Goal ▸ Leaving out the pictures, please retype each record exactly.
:: Input ::
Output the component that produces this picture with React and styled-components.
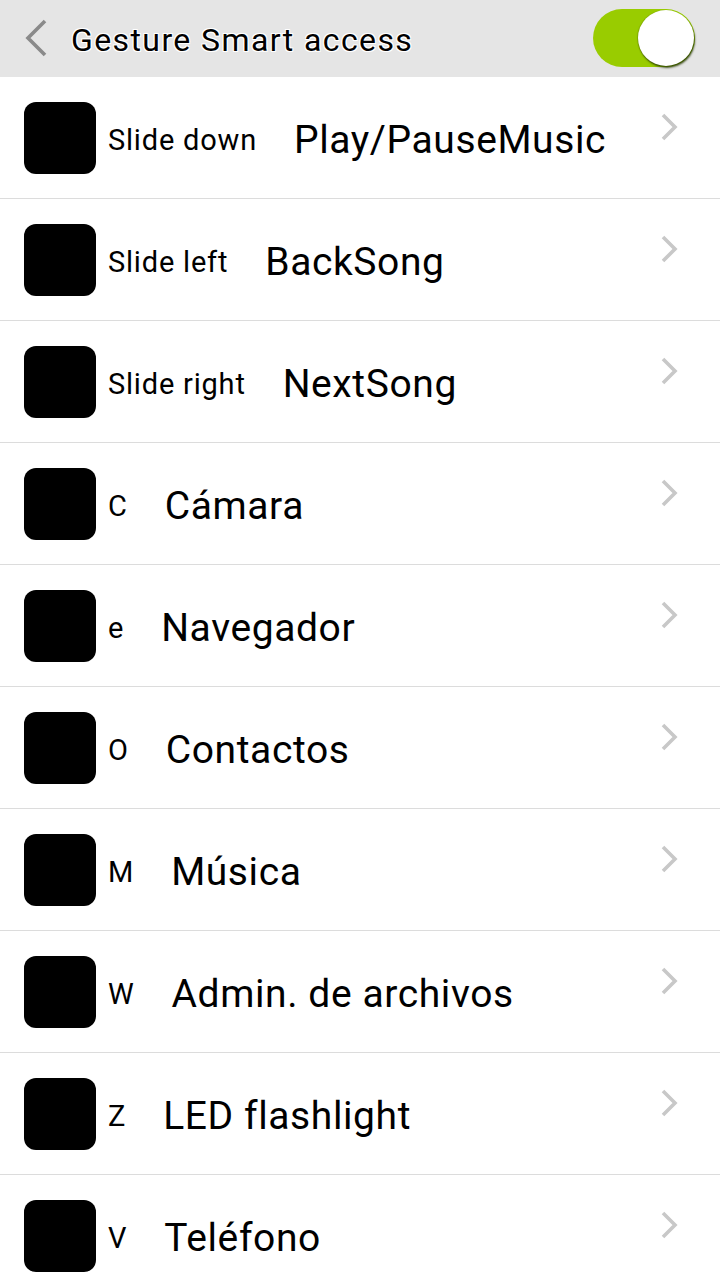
import React from "react";
import styled, { createGlobalStyle } from "styled-components";

const GlobalStyle = createGlobalStyle`
  html, body {
    margin: 0;
    padding: 0;
    background: #ffffff;
    font-family: Roboto, "Noto Sans", "Liberation Sans", sans-serif;
  }
  * { box-sizing: border-box; }
`;

const items = [
  { gesture: "Slide down", action: "Play/PauseMusic" },
  { gesture: "Slide left", action: "BackSong" },
  { gesture: "Slide right", action: "NextSong" },
  { gesture: "C", action: "Cámara" },
  { gesture: "e", action: "Navegador" },
  { gesture: "O", action: "Contactos" },
  { gesture: "M", action: "Música" },
  { gesture: "W", action: "Admin. de archivos" },
  { gesture: "Z", action: "LED flashlight" },
  { gesture: "V", action: "Teléfono" },
];

function App() {
  return (
    <Page>
      <GlobalStyle />
      <Header>
        <BackButton>
          <svg width="24" height="38" viewBox="0 0 24 38">
            <path d="M21 2 L4 19 L21 36" fill="none" stroke="#8a8a8a" strokeWidth="3.6" />
          </svg>
        </BackButton>
        <Title>Gesture Smart access</Title>
        <Toggle>
          <Knob />
        </Toggle>
      </Header>
      <List>
        {items.map((item) => (
          <Row key={item.gesture}>
            <GestureIcon />
            <Gesture>{item.gesture}</Gesture>
            <Action>{item.action}</Action>
            <Chevron>
              <svg width="20" height="28" viewBox="0 0 20 28">
                <path d="M3 2 L15 14 L3 26" fill="none" stroke="#c8c8c8" strokeWidth="3.6" />
              </svg>
            </Chevron>
          </Row>
        ))}
      </List>
    </Page>
  );
}

const Page = styled.div`
  width: 720px;
  height: 1280px;
  overflow: hidden;
  background: #fff;
`;

const Header = styled.div`
  height: 77px;
  background: #e5e5e5;
  display: flex;
  align-items: center;
  padding: 0 24px 0 24px;
`;

const BackButton = styled.div`
  width: 24px;
  height: 38px;
  display: flex;
  margin-top: -2px;
`;

const Title = styled.div`
  flex: 1;
  margin-left: 23px;
  margin-top: 3px;
  font-size: 32px;
  letter-spacing: 1.4px;
  color: #000;
  text-shadow: -1px -1px 0 #fff, 1px -1px 0 #fff, -1px 1px 0 #fff, 1px 1px 0 #fff,
    0 0 2px #fff;
`;

const Toggle = styled.div`
  width: 102px;
  height: 58px;
  border-radius: 29px;
  background: #99cc00;
  display: flex;
  align-items: center;
  justify-content: flex-end;
  padding-right: 1px;
  margin-right: 1px;
  margin-top: -1px;
`;

const Knob = styled.div`
  width: 56px;
  height: 56px;
  border-radius: 50%;
  background: #fff;
  box-shadow: 1px 2px 2px rgba(40, 60, 0, 0.85), -1px 0 1px rgba(0, 0, 0, 0.15);
`;

const List = styled.div`
  display: flex;
  flex-direction: column;
`;

const Row = styled.div`
  height: 122px;
  flex-shrink: 0;
  display: flex;
  align-items: center;
  padding: 0 40px 0 24px;
  border-bottom: 1px solid #dcdcdc;
`;

const GestureIcon = styled.div`
  width: 72px;
  height: 72px;
  border-radius: 12px;
  background: #000;
  flex-shrink: 0;
`;

const Gesture = styled.div`
  margin-left: 12px;
  margin-top: 4px;
  font-size: 29px;
  letter-spacing: 0.8px;
  color: #000;
`;

const Action = styled.div`
  flex: 1;
  margin-left: 37px;
  margin-top: 5px;
  font-size: 39px;
  letter-spacing: 0.6px;
  color: #000;
`;

const Chevron = styled.div`
  width: 20px;
  height: 28px;
  display: flex;
  margin-bottom: 22px;
`;

export default App;
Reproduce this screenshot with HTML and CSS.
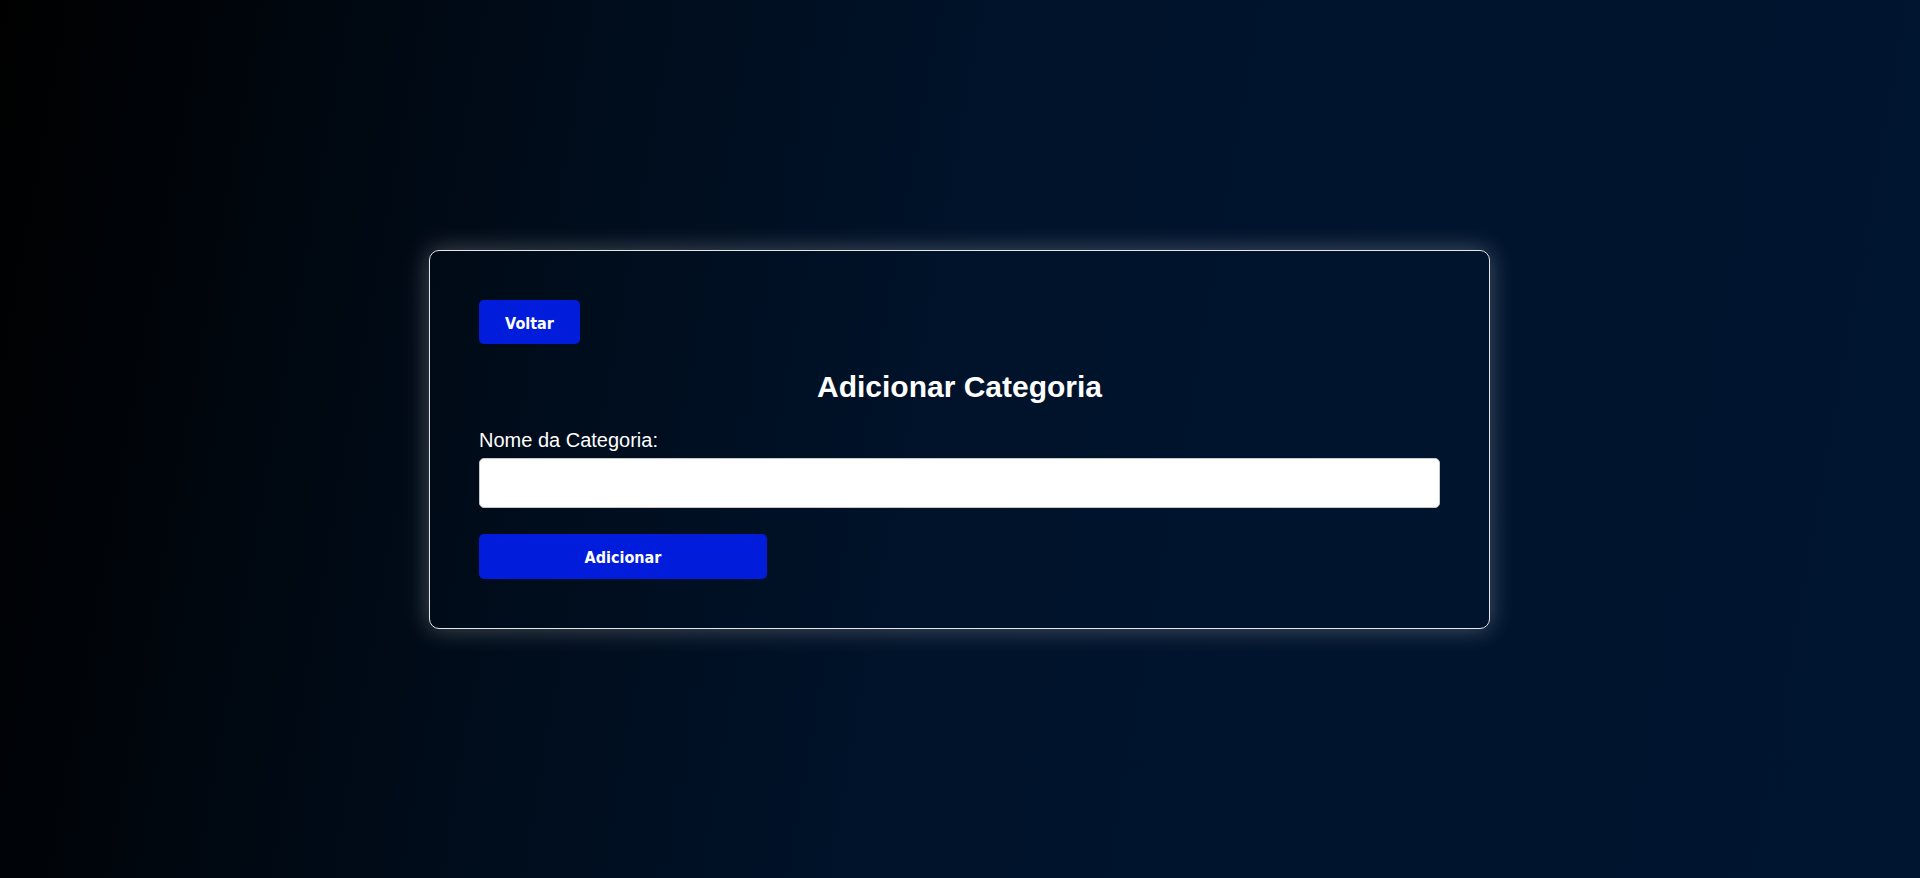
FILE: index.html
```html
<!DOCTYPE html>
<html lang="pt-BR">
<head>
<meta charset="UTF-8">
<title>Adicionar Categoria</title>
<link rel="stylesheet" href="styles.css">
</head>
<body>
<main class="page">
  <section class="card">
    <div class="top-row">
      <button class="btn btn-back" type="button">Voltar</button>
    </div>
    <h2 class="title">Adicionar Categoria</h2>
    <form class="form">
      <label class="label" for="nome">Nome da Categoria:</label>
      <input class="input" id="nome" type="text">
      <button class="btn btn-submit" type="button">Adicionar</button>
    </form>
  </section>
</main>
</body>
</html>
```

FILE: styles.css
```css
* {
  box-sizing: border-box;
}

html, body {
  margin: 0;
  padding: 0;
  height: 100%;
}

body {
  font-family: "Liberation Sans", Arial, sans-serif;
  color: #ffffff;
  background: linear-gradient(100deg, #000000 0%, #000b18 25%, #00132b 50%, #001530 100%);
}

.page {
  height: 878px;
  display: flex;
  align-items: center;
  justify-content: center;
  padding-right: 1px;
}

.card {
  width: 1061px;
  padding: 49px;
  border: 1px solid #e6e6e6;
  border-radius: 10px;
  background: transparent;
  box-shadow: 0 0 24px rgba(255, 255, 255, 0.28);
  display: flex;
  flex-direction: column;
}

.top-row {
  display: flex;
}

.btn {
  font-family: "DejaVu Sans Condensed", "DejaVu Sans", sans-serif;
  font-weight: bold;
  font-size: 16px;
  color: #ffffff;
  background: #011ddb;
  border: none;
  border-radius: 5px;
  cursor: pointer;
}

.btn-back {
  width: 101px;
  height: 44px;
  padding: 3px 0 0 0;
}

.title {
  margin: 25px 0 0 0;
  font-size: 30px;
  font-weight: bold;
  line-height: 35px;
  text-align: center;
}

.form {
  display: flex;
  flex-direction: column;
  align-items: flex-start;
  margin-top: 25px;
}

.label {
  font-size: 20px;
  line-height: 23px;
}

.input {
  margin-top: 6px;
  width: 100%;
  height: 50px;
  border: 1px solid #c8c8c8;
  border-radius: 5px;
  background: #ffffff;
  font-size: 18px;
  padding: 0 12px;
}

.btn-submit {
  margin-top: 26px;
  width: 288px;
  height: 45px;
  padding: 2px 0 0 0;
}
```
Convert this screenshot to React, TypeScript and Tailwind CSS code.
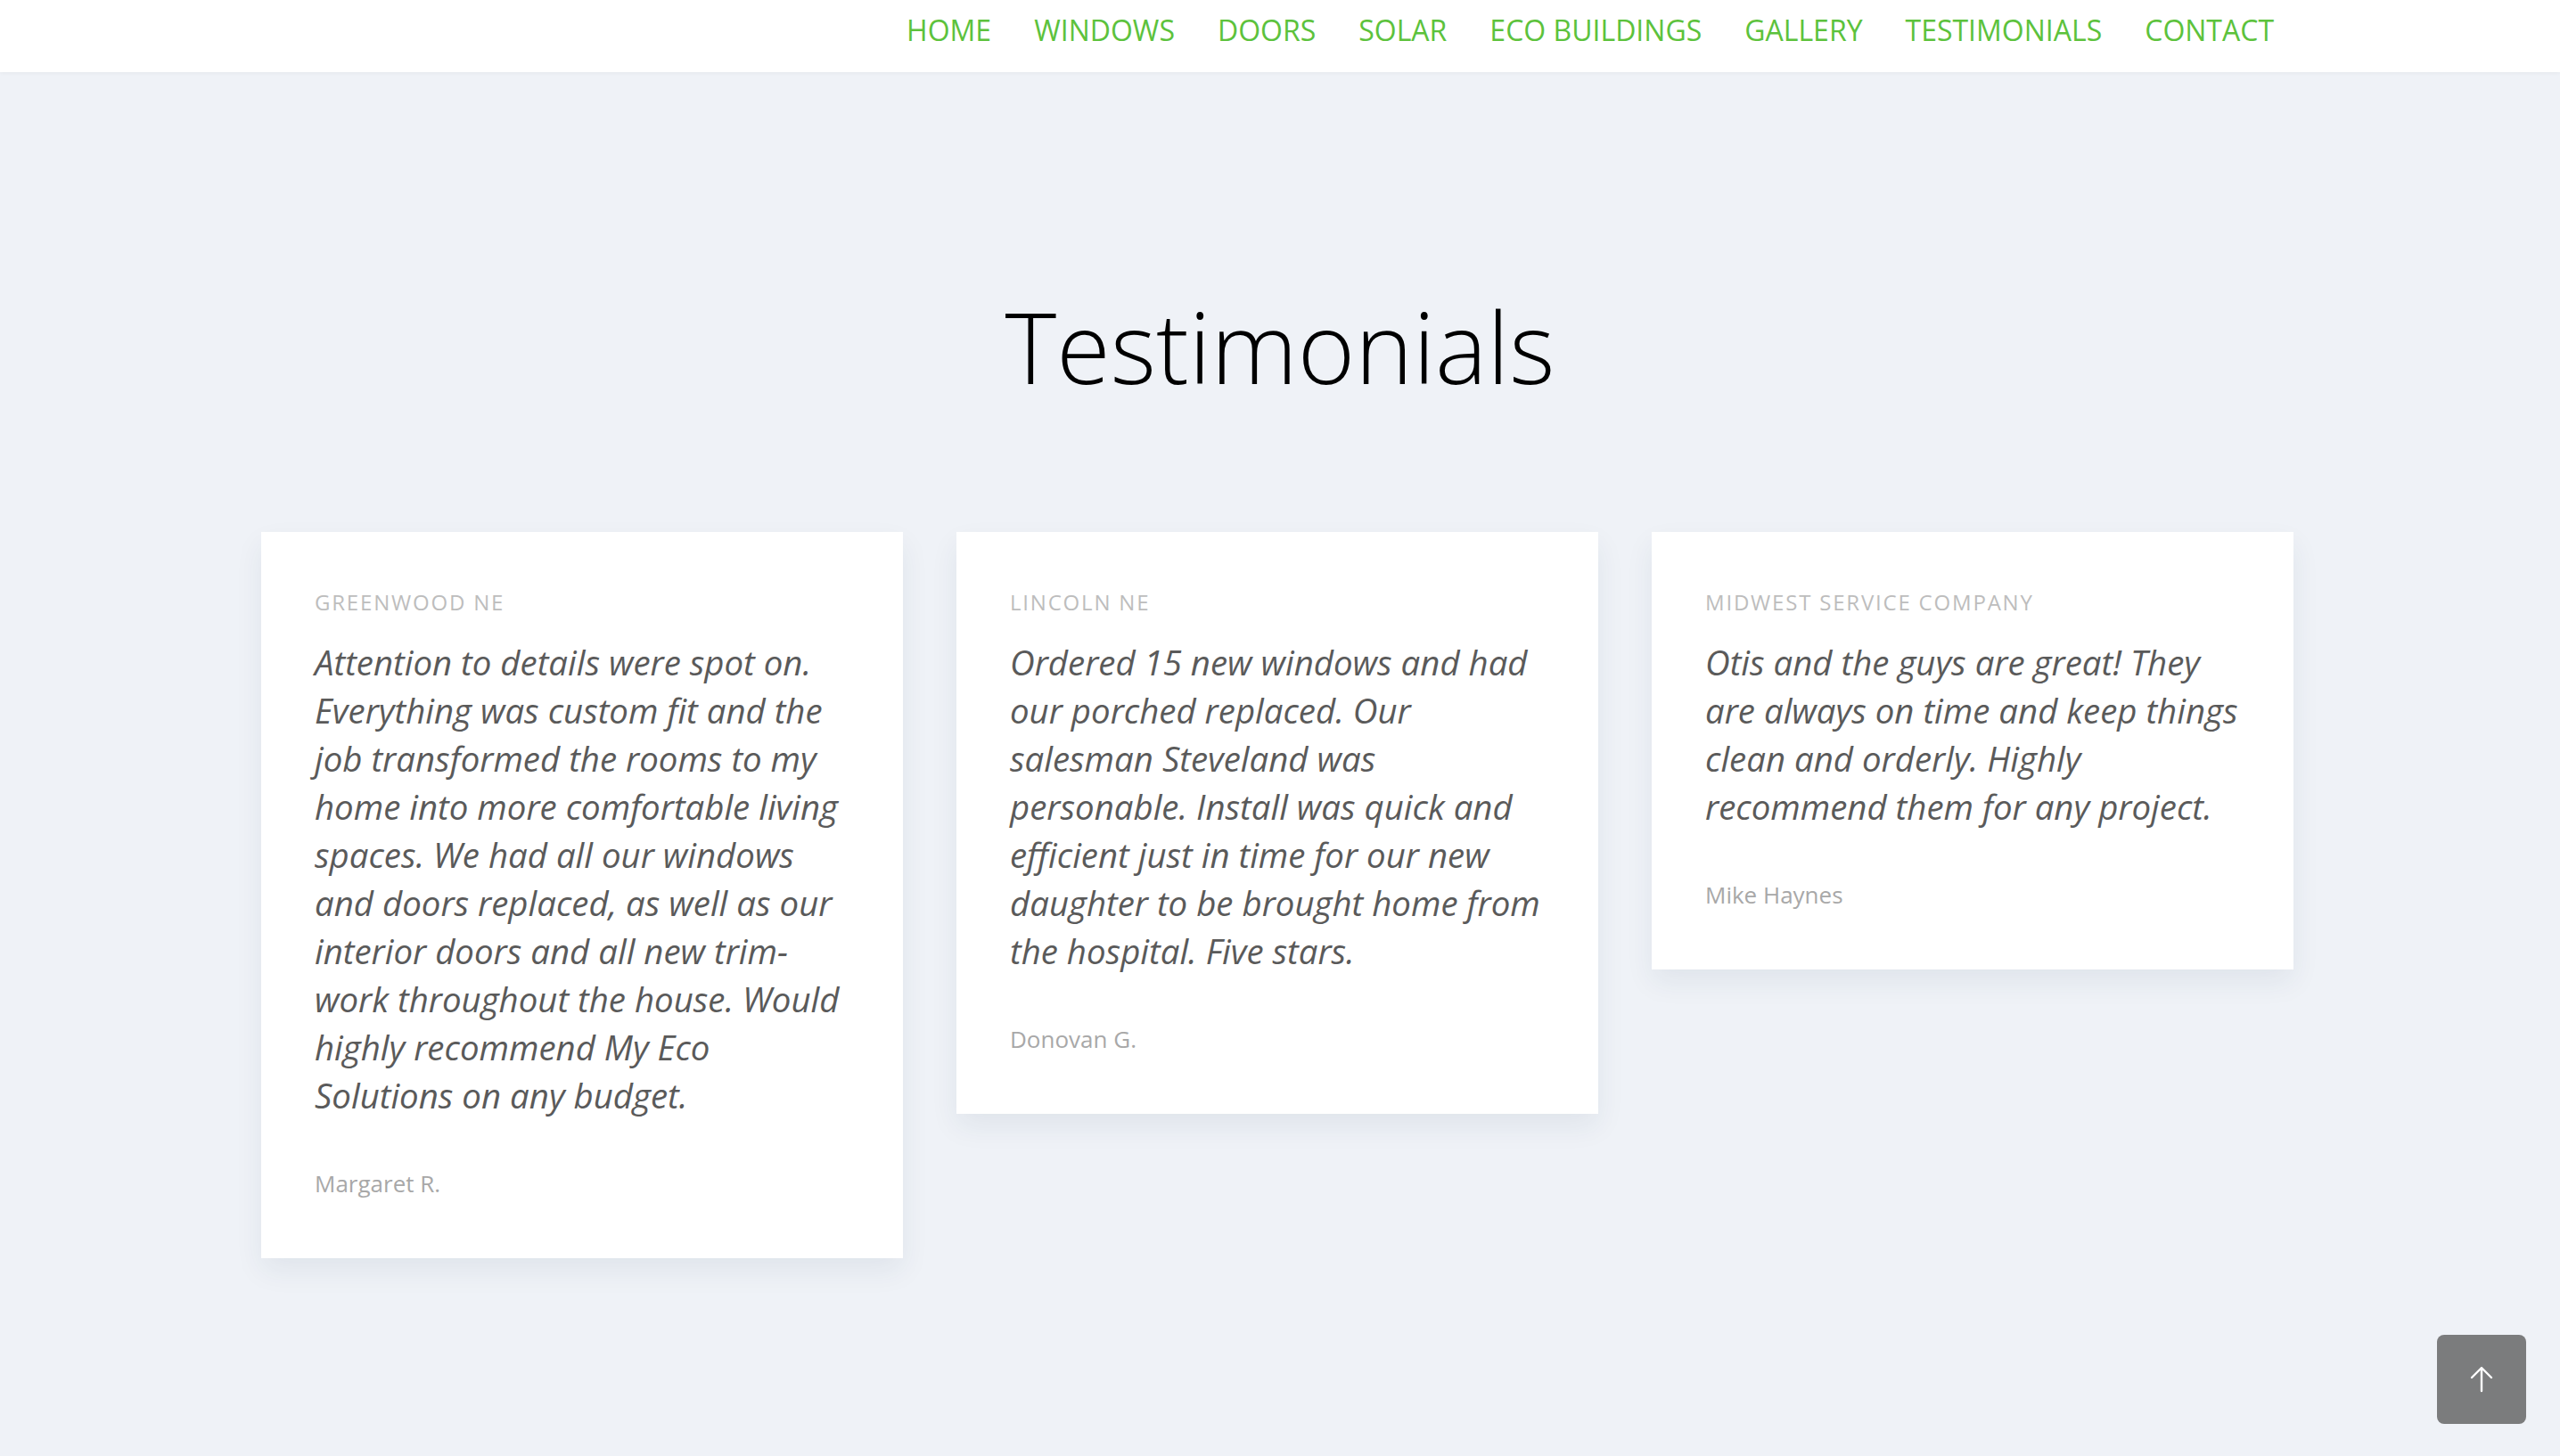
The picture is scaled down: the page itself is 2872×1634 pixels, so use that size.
:::
Reply ▸
Output the component that produces this picture with React and styled-components.
import React from "react";
import styled, { createGlobalStyle } from "styled-components";

const GlobalStyle = createGlobalStyle`
  html, body {
    margin: 0;
    padding: 0;
    background: #ffffff;
    font-family: Roboto, "Noto Sans", "Liberation Sans", sans-serif;
  }
  * { box-sizing: border-box; }
`;

const items = [
  { gesture: "Slide down", action: "Play/PauseMusic" },
  { gesture: "Slide left", action: "BackSong" },
  { gesture: "Slide right", action: "NextSong" },
  { gesture: "C", action: "Cámara" },
  { gesture: "e", action: "Navegador" },
  { gesture: "O", action: "Contactos" },
  { gesture: "M", action: "Música" },
  { gesture: "W", action: "Admin. de archivos" },
  { gesture: "Z", action: "LED flashlight" },
  { gesture: "V", action: "Teléfono" },
];

function App() {
  return (
    <Page>
      <GlobalStyle />
      <Header>
        <BackButton>
          <svg width="24" height="38" viewBox="0 0 24 38">
            <path d="M21 2 L4 19 L21 36" fill="none" stroke="#8a8a8a" strokeWidth="3.6" />
          </svg>
        </BackButton>
        <Title>Gesture Smart access</Title>
        <Toggle>
          <Knob />
        </Toggle>
      </Header>
      <List>
        {items.map((item) => (
          <Row key={item.gesture}>
            <GestureIcon />
            <Gesture>{item.gesture}</Gesture>
            <Action>{item.action}</Action>
            <Chevron>
              <svg width="20" height="28" viewBox="0 0 20 28">
                <path d="M3 2 L15 14 L3 26" fill="none" stroke="#c8c8c8" strokeWidth="3.6" />
              </svg>
            </Chevron>
          </Row>
        ))}
      </List>
    </Page>
  );
}

const Page = styled.div`
  width: 720px;
  height: 1280px;
  overflow: hidden;
  background: #fff;
`;

const Header = styled.div`
  height: 77px;
  background: #e5e5e5;
  display: flex;
  align-items: center;
  padding: 0 24px 0 24px;
`;

const BackButton = styled.div`
  width: 24px;
  height: 38px;
  display: flex;
  margin-top: -2px;
`;

const Title = styled.div`
  flex: 1;
  margin-left: 23px;
  margin-top: 3px;
  font-size: 32px;
  letter-spacing: 1.4px;
  color: #000;
  text-shadow: -1px -1px 0 #fff, 1px -1px 0 #fff, -1px 1px 0 #fff, 1px 1px 0 #fff,
    0 0 2px #fff;
`;

const Toggle = styled.div`
  width: 102px;
  height: 58px;
  border-radius: 29px;
  background: #99cc00;
  display: flex;
  align-items: center;
  justify-content: flex-end;
  padding-right: 1px;
  margin-right: 1px;
  margin-top: -1px;
`;

const Knob = styled.div`
  width: 56px;
  height: 56px;
  border-radius: 50%;
  background: #fff;
  box-shadow: 1px 2px 2px rgba(40, 60, 0, 0.85), -1px 0 1px rgba(0, 0, 0, 0.15);
`;

const List = styled.div`
  display: flex;
  flex-direction: column;
`;

const Row = styled.div`
  height: 122px;
  flex-shrink: 0;
  display: flex;
  align-items: center;
  padding: 0 40px 0 24px;
  border-bottom: 1px solid #dcdcdc;
`;

const GestureIcon = styled.div`
  width: 72px;
  height: 72px;
  border-radius: 12px;
  background: #000;
  flex-shrink: 0;
`;

const Gesture = styled.div`
  margin-left: 12px;
  margin-top: 4px;
  font-size: 29px;
  letter-spacing: 0.8px;
  color: #000;
`;

const Action = styled.div`
  flex: 1;
  margin-left: 37px;
  margin-top: 5px;
  font-size: 39px;
  letter-spacing: 0.6px;
  color: #000;
`;

const Chevron = styled.div`
  width: 20px;
  height: 28px;
  display: flex;
  margin-bottom: 22px;
`;

export default App;
Reproduce this screenshot with HTML and CSS.
FILE: index.html
```html
<!DOCTYPE html>
<html lang="pt-BR">
<head>
<meta charset="UTF-8">
<title>Adicionar Categoria</title>
<link rel="stylesheet" href="styles.css">
</head>
<body>
<main class="page">
  <section class="card">
    <div class="top-row">
      <button class="btn btn-back" type="button">Voltar</button>
    </div>
    <h2 class="title">Adicionar Categoria</h2>
    <form class="form">
      <label class="label" for="nome">Nome da Categoria:</label>
      <input class="input" id="nome" type="text">
      <button class="btn btn-submit" type="button">Adicionar</button>
    </form>
  </section>
</main>
</body>
</html>
```

FILE: styles.css
```css
* {
  box-sizing: border-box;
}

html, body {
  margin: 0;
  padding: 0;
  height: 100%;
}

body {
  font-family: "Liberation Sans", Arial, sans-serif;
  color: #ffffff;
  background: linear-gradient(100deg, #000000 0%, #000b18 25%, #00132b 50%, #001530 100%);
}

.page {
  height: 878px;
  display: flex;
  align-items: center;
  justify-content: center;
  padding-right: 1px;
}

.card {
  width: 1061px;
  padding: 49px;
  border: 1px solid #e6e6e6;
  border-radius: 10px;
  background: transparent;
  box-shadow: 0 0 24px rgba(255, 255, 255, 0.28);
  display: flex;
  flex-direction: column;
}

.top-row {
  display: flex;
}

.btn {
  font-family: "DejaVu Sans Condensed", "DejaVu Sans", sans-serif;
  font-weight: bold;
  font-size: 16px;
  color: #ffffff;
  background: #011ddb;
  border: none;
  border-radius: 5px;
  cursor: pointer;
}

.btn-back {
  width: 101px;
  height: 44px;
  padding: 3px 0 0 0;
}

.title {
  margin: 25px 0 0 0;
  font-size: 30px;
  font-weight: bold;
  line-height: 35px;
  text-align: center;
}

.form {
  display: flex;
  flex-direction: column;
  align-items: flex-start;
  margin-top: 25px;
}

.label {
  font-size: 20px;
  line-height: 23px;
}

.input {
  margin-top: 6px;
  width: 100%;
  height: 50px;
  border: 1px solid #c8c8c8;
  border-radius: 5px;
  background: #ffffff;
  font-size: 18px;
  padding: 0 12px;
}

.btn-submit {
  margin-top: 26px;
  width: 288px;
  height: 45px;
  padding: 2px 0 0 0;
}
```
Convert this screenshot to React, TypeScript and Tailwind CSS code.
The picture is scaled down: the page itself is 2872×1634 pixels, so use that size.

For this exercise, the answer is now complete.